The Queen has praised members of the public who helped tackle a convicted terrorist who killed two people on London Bridge before being shot dead by armed police.
Police have confirmed that the knifeman was 28-year-old Usman Khan, who was convicted in 2012 for terrorism offences including a plot to bomb the London Stock Exchange but released from prison in December 2018.
Khan sparked terror in the capital when he went on a rampage, leaving a man and a woman dead, before being shot dead himself by armed police.
As investigations began into the incident and how Khan was freed from jail after serving less than half of his sentence, the Queen sent “thoughts, prayers and deepest sympathies to all those who have lost loved ones” and praised the “brave individuals who put their own lives at risk to selflessly help and protect others”.
Khan was wearing a fake suicide vest when he was killed on Friday afternoon in full view of horrified onlookers.
Metropolitan Police Assistant Commissioner Neil Basu has said police are “not actively seeking anyone else” over the attack.
He said: “We are now in a position to confirm the identity of the suspect as 28-year-old Usman Khan, who had been residing in the Staffordshire area. As a result, officers are, tonight, carrying out searches at an address in Staffordshire.
“This individual was known to authorities, having been convicted in 2012 for terrorism offences. He was released from prison in December 2018 on licence and clearly a key line of enquiry now is to establish how he came to carry out this attack.”
Three people – a man and two women – were also injured in the rampage.
In February 2012, Khan was ordered to serve at least eight years in prison over his part in an al Qaida-inspired terror group that plotted to bomb the London Stock Exchange and build a terrorist training camp.
He and two co-conspirators originally received an indeterminate sentence for public protection but it was changed to a determinate 16-year-jail term on appeal in 2013.
Prisoners are usually released halfway through a determinate sentence but Khan had served less than seven years when he was freed on licence in December last year.
The Parole Board said it had no involvement in his release and Khan “appears to have been released automatically on licence (as required by law), without ever being referred to the board”.
Speaking before chairing a meeting of the Government’s emergency committee Cobra on Friday night, Prime Minister Boris Johnson said he had “long argued” that it is a “mistake to allow serious and violent criminals to come out of prison early and it is very important that we get out of that habit and that we enforce the appropriate sentences for dangerous criminals, especially for terrorists, that I think the public will want to see”.
Mr Johnson and Mayor of London Sadiq Khan have praised members of the public who intervened, tackling the perpetrator and trying to remove knives from his hands after videos circulated on social media.
US President Donald Trump has also pledged his support after being briefed following the attack.
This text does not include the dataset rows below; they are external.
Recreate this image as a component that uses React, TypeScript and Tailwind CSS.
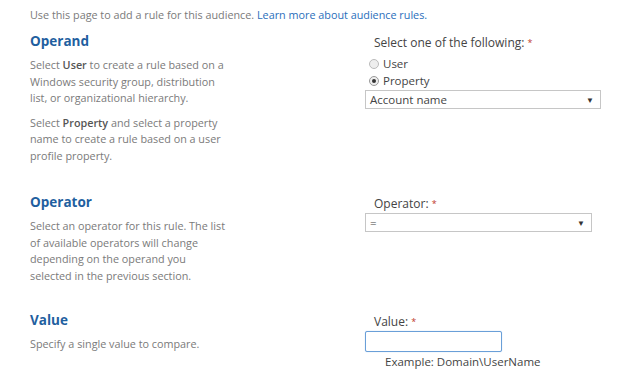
import React from "react";

const font = { fontFamily: '"Open Sans", "Noto Sans", sans-serif' };

function Section({
  title,
  children,
  right,
  className,
}: {
  title: string;
  children: React.ReactNode;
  right: React.ReactNode;
  className?: string;
}) {
  return (
    <div className={"flex " + (className ?? "")}>
      <div className="w-[335px] pl-[30px]">
        <h2 className="text-[13.5px] font-bold leading-[18px] text-[#1f5f9f]">{title}</h2>
        <div className="mt-[7px] w-[200px] text-[10.8px] leading-[16.5px] text-[#7a7a7a]">{children}</div>
      </div>
      <div className="flex-1">{right}</div>
    </div>
  );
}

function Label({ text }: { text: string }) {
  return (
    <div className="pl-[39px] text-[12px] leading-[18px] text-[#444]">
      {text} <span className="text-[#c0392b] text-[9px] align-top">*</span>
    </div>
  );
}

function Select({ value, width }: { value: string; width: string }) {
  return (
    <div
      className={
        "ml-[30px] flex h-[19px] items-center justify-between border border-[#c6c6c6] bg-white pl-[4px] pr-[6px] text-[11.5px] text-[#444] " +
        width
      }
    >
      <span>{value}</span>
      <span className="text-[8px] text-[#333]">▼</span>
    </div>
  );
}

export default function App() {
  return (
    <div className="min-h-screen w-[624px] bg-white pt-[6px]" style={font}>
      <p className="pl-[30px] text-[10.8px] leading-[18px] text-[#7a7a7a]">
        Use this page to add a rule for this audience.{" "}
        <a className="text-[#2a6ebb]">Learn more about audience rules.</a>
      </p>

      <Section
        className="mt-[8px]"
        title="Operand"
        right={
          <div className="pt-[2px]">
            <Label text="Select one of the following:" />
            <div className="mt-[3px] flex items-center pl-[34px] text-[11.5px] leading-[18px] text-[#444]">
              <span className="mr-[4px] h-[10px] w-[10px] rounded-full border border-[#bbb] bg-[#eee]" />
              User
            </div>
            <div className="-mt-[1px] flex items-center pl-[34px] text-[11.5px] leading-[18px] text-[#444]">
              <span className="mr-[4px] flex h-[10px] w-[10px] items-center justify-center rounded-full border border-[#999] bg-[#eee]">
                <span className="h-[4px] w-[4px] rounded-full bg-[#333]" />
              </span>
              Property
            </div>
            <Select value="Account name" width="w-[236px]" />
          </div>
        }
      >
        <p>
          Select <b className="font-semibold text-[#555]">User</b> to create a rule based on a Windows security group,
          distribution list, or organizational hierarchy.
        </p>
        <p className="mt-[8px]">
          Select <b className="font-semibold text-[#555]">Property</b> and select a property name to create a rule
          based on a user profile property.
        </p>
      </Section>

      <Section
        className="mt-[29px]"
        title="Operator"
        right={
          <div className="pt-[2px]">
            <Label text="Operator:" />
            <Select value="=" width="w-[227px]" />
          </div>
        }
      >
        <p>
          Select an operator for this rule. The list of available operators will change depending on the operand you
          selected in the previous section.
        </p>
      </Section>

      <Section
        className="mt-[27px]"
        title="Value"
        right={
          <div className="pt-[2px]">
            <Label text="Value:" />
            <div className="ml-[30px] h-[21px] w-[137px] rounded-[2px] border border-[#6a9fd8] bg-white shadow-[0_0_1px_#9cc3ea]" />
            <div className="pl-[50px] pt-[1px] text-[11.5px] leading-[18px] text-[#444]">Example: Domain\UserName</div>
          </div>
        }
      >
        <p>Specify a single value to compare.</p>
      </Section>
    </div>
  );
}
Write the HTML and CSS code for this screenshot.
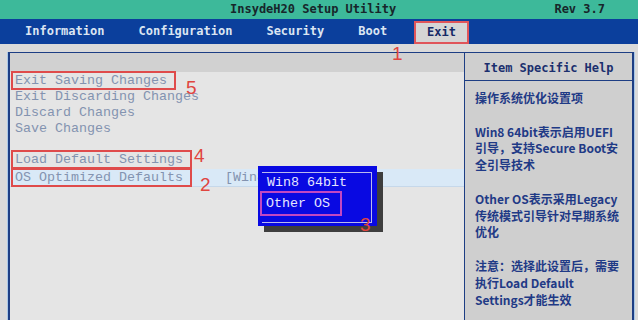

Khan was attending a conference on prisoner rehabilitation organised by University of Cambridge-associated Learning Together at Fishmongers’ Hall and “threatened to blow up” the building.
Mr Basu said police believe the attack started inside the venue before he left the building and made for London Bridge.
He said “extensive cordons” would remain in place for some time and asked the public to continue to avoid the area.
“Public safety is our top priority,” he added, “and we are enhancing police patrols in the City and across London”.